New Small Business Association Rules May Spell Trouble for Legal Weed

In April, CNBC reported on a slight change to the U.S. Small Business Administration (SBA) that could cause real problems for the legal marijuana industry. The agency’s lending rules have tightened to restrict interaction between banks and any company working within the marijuana industry.

Who is behind this move? What are the political ramifications? How will the industry respond? This blog will take a look at the latest changes to the fledgling marijuana industry.

Jeff Sessions Hates My Business

We’ve written in the past about the politics behind rulings like what just happened with the SBA. The problem lies in the concept that states can pass their own individual laws that sometimes directly conflict with federal law. This makes for a sometimes-conflicting patchwork of laws that typically must be coordinated with a ruling by the U.S. Supreme Court.

The issue with marijuana today is that thirty states and the District of Columbia have passed some sort of legislation allowing some sort of marijuana consumption. The conflict here is that federal law places cannabis in the same legal category as other drugs, like heroin, that has no medical benefit. This creates the unusual situation where people are being arrested for possessing pot by the federal government when the state allows possession and consumption of the plant.

Too, there is Attorney General Jess Sessions that has said things like, “Good people don’t smoke pot.” When you consider that the Attorney General’s role is like the top cop of the United States, this is rightfully making anyone who believes marijuana cures diseases very nervous.

True to form, the SBA just changed its rules to prevent banks from using SBA-sponsored loans to finance any business within the marijuana industry. The agency quietly released the new public policy notices but they could have a big impact on other types of businesses, as well. That’s because CNBC reports that the language defines the businesses covered under this rule as those that “derived any of its gross revenue for the previous year from sales to direct marijuana businesses.”

While it’s clear that government loans would not be available to, say, a bong manufacturer, the law could broaden upon application. For example, a liberal interpretation of the ruling could mean that businesses that sell potting solid to marijuana grow farms could be prevented from using SBA-sponsored loans.

CNBC also says the new SBA rule prohibits lending to any business producing and selling hemp products unless they can demonstrate that they are in no way tied to the marijuana industry.
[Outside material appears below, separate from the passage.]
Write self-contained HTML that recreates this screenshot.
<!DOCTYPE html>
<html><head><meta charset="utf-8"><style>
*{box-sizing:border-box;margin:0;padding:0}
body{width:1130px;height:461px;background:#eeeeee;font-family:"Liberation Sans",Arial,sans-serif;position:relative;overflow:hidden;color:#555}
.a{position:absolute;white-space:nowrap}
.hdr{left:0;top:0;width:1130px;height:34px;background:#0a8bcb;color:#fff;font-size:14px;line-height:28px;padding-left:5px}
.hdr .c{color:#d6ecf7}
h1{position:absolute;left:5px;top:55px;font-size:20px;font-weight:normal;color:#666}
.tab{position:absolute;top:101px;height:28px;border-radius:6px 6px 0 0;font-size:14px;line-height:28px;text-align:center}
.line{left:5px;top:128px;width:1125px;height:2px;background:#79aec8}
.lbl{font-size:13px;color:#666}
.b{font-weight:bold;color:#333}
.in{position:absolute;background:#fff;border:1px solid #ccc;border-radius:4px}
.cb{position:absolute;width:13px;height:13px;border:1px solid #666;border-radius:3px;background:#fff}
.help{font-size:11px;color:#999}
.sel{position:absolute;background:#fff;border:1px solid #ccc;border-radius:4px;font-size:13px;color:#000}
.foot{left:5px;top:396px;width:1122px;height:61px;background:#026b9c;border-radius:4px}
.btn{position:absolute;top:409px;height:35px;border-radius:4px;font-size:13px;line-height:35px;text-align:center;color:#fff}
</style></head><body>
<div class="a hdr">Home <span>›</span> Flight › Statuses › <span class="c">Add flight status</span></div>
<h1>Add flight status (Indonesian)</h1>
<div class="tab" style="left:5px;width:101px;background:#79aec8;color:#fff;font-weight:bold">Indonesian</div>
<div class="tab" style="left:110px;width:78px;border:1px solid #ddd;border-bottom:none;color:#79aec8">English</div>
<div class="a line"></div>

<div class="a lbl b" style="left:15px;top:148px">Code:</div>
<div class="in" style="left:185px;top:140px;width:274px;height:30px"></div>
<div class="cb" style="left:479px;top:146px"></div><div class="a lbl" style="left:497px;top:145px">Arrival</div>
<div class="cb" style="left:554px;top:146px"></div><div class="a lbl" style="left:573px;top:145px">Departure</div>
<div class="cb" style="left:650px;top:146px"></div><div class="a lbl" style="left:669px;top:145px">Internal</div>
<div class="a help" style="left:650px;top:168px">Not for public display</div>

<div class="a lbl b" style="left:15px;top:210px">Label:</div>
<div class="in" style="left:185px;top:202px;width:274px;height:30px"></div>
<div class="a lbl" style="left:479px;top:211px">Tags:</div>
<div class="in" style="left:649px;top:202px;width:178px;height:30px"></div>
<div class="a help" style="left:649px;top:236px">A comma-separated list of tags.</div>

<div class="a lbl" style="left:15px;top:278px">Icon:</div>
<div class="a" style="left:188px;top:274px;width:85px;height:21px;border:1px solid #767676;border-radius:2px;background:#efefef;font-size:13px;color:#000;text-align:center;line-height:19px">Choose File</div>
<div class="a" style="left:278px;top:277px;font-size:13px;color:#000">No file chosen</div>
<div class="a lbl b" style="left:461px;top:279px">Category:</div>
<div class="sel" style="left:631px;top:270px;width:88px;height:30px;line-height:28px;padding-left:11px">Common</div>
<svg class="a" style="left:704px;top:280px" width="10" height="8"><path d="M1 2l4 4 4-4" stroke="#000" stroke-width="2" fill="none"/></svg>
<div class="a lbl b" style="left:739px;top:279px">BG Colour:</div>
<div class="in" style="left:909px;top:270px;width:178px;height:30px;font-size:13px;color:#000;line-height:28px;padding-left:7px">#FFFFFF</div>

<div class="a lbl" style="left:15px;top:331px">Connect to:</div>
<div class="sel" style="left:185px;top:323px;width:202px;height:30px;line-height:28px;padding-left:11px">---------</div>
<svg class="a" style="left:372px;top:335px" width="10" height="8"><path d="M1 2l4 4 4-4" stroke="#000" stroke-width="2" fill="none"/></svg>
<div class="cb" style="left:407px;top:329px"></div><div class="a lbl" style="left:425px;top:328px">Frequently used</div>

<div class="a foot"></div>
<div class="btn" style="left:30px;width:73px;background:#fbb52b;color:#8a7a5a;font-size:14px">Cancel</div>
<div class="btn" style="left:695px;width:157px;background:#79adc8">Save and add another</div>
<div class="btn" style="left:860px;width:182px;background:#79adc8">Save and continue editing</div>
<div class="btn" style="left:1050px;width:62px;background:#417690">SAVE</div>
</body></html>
The irony is that public support for marijuana is increasing even as the feds seek to shut it down. Cash-strapped states have gotten a taste of the tax revenue for these booming businesses – and they want more. In fact, CNBC says the legal marijuana industry is expected to generate $24.5 billion by 2021

It’s clear that the current administration is eschewing states rights in favor of regulations that are both unpopular with the public and outdated; there is plenty of research showing the health benefits of pot beyond it’s use as an intoxicant.